Q. Do I have to have a background in gymnastics to use gymnastic rings?

A. No. Don’t let the name of the equipment scare you away from incorporating them into your exercise regimen. When used for strength training, gymnastic rings don’t require the level of balance, agility, or flexibility that is associated with competing. The rings are just another tool, such as pull-up bars, dumbbells, or jump rope, that you use for exercising. Gymnastic rings offer a more effective way to do push-ups, pull-ups, dips, muscle-ups, and more. However, if you'd like to level up to more advanced moves, you don’t need to limit yourself to those traditional exercises.

Q. Why is it better to do exercises using gymnastic rings?

A. Instability. Gymnastic rings don’t stay in place while you exercise; you must stabilize them yourself. If you've never tried something as seemingly basic as a push-up while using gymnastic rings, you may find the experience humbling. The multiple benefits exceed nearly every other form of weight or resistance training. Additionally, you get more bang for your buck because just a few ring exercises are the equivalent of several sets of other types of weight training.

Q. How high should I hang my rings?

A. The answer to this question depends on what type of exercises you’ll be doing with your gymnastic rings.
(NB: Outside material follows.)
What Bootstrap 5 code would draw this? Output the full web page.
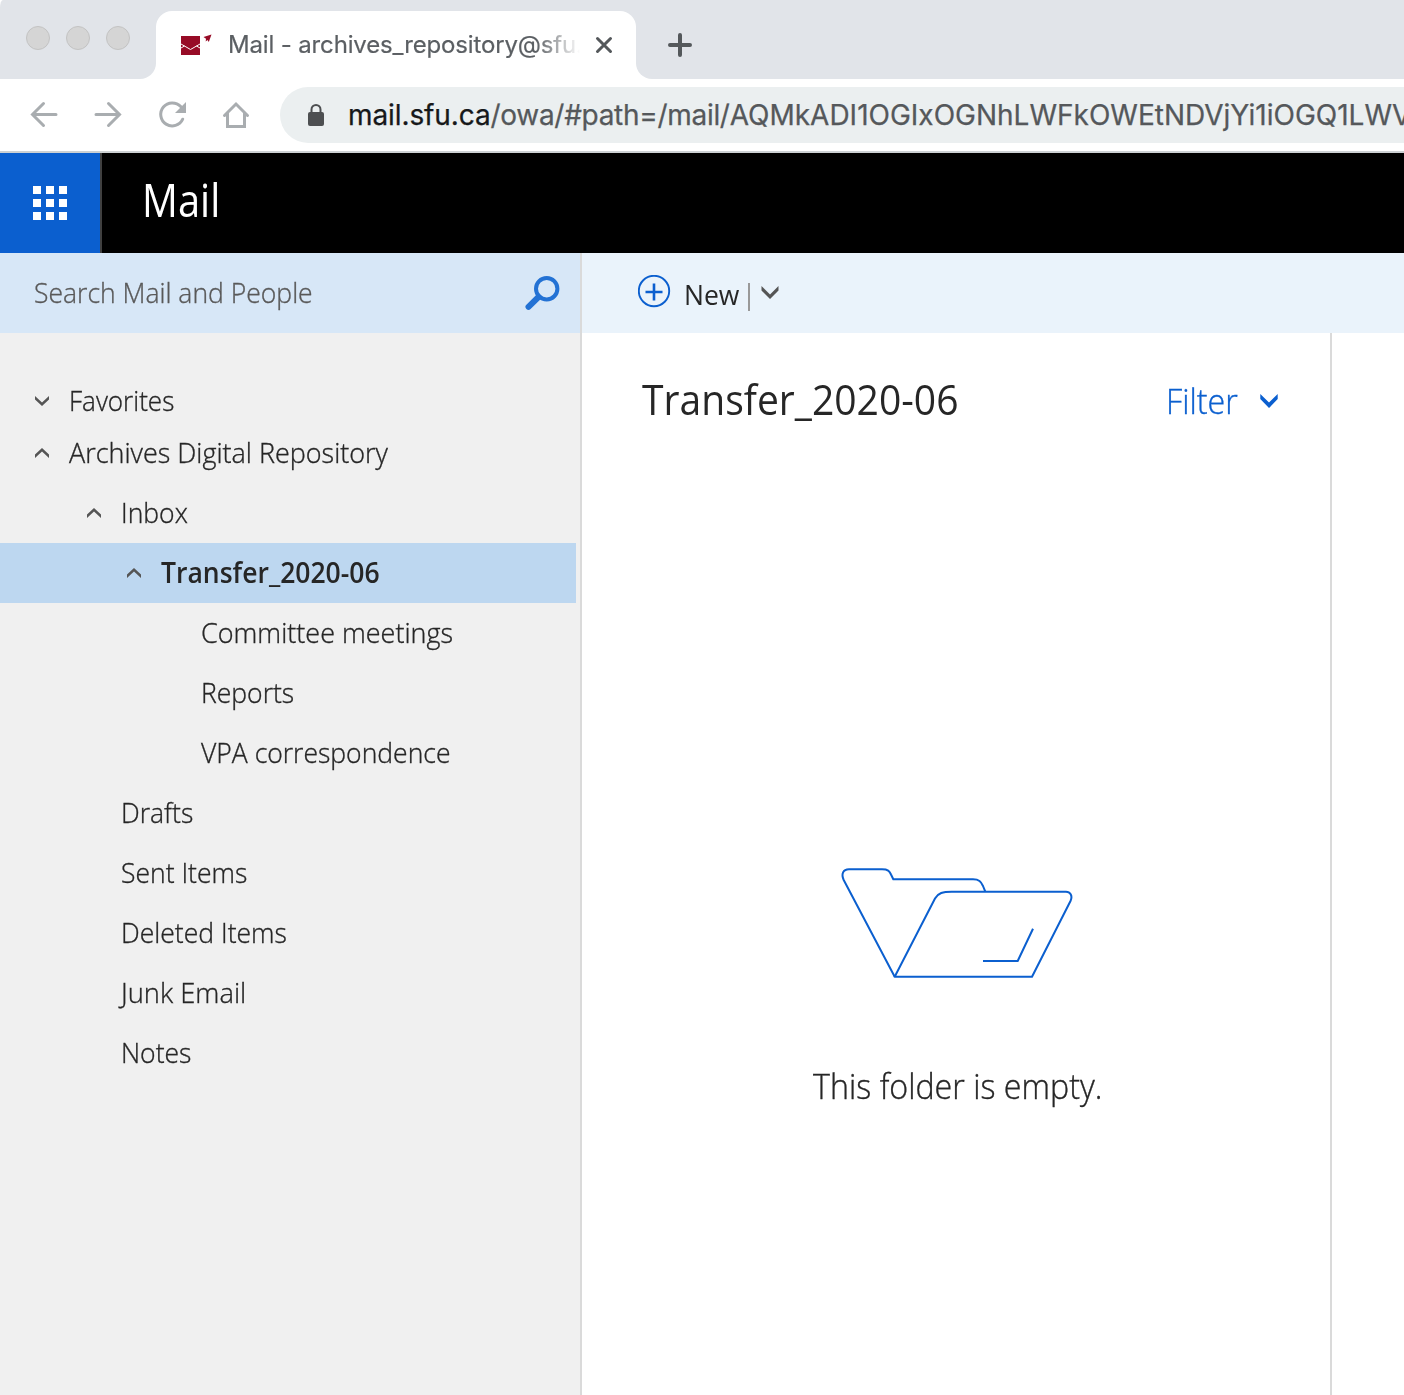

For the sake of this article, we’re going to assume that yours will be used for strength training and not a gymnastics routine. For this, you want at least a foot or two over one and a half times your height, so you aren’t banging your head on the ceiling when doing dips. For the average person, this means a nine or ten-foot-high ceiling with the rings roughly six feet above the ground. This isn’t ideal, but it’s definitely workable. Higher is better, but if you don't have a ten-foot ceiling, it’s possible to modify some exercises to work in a smaller space.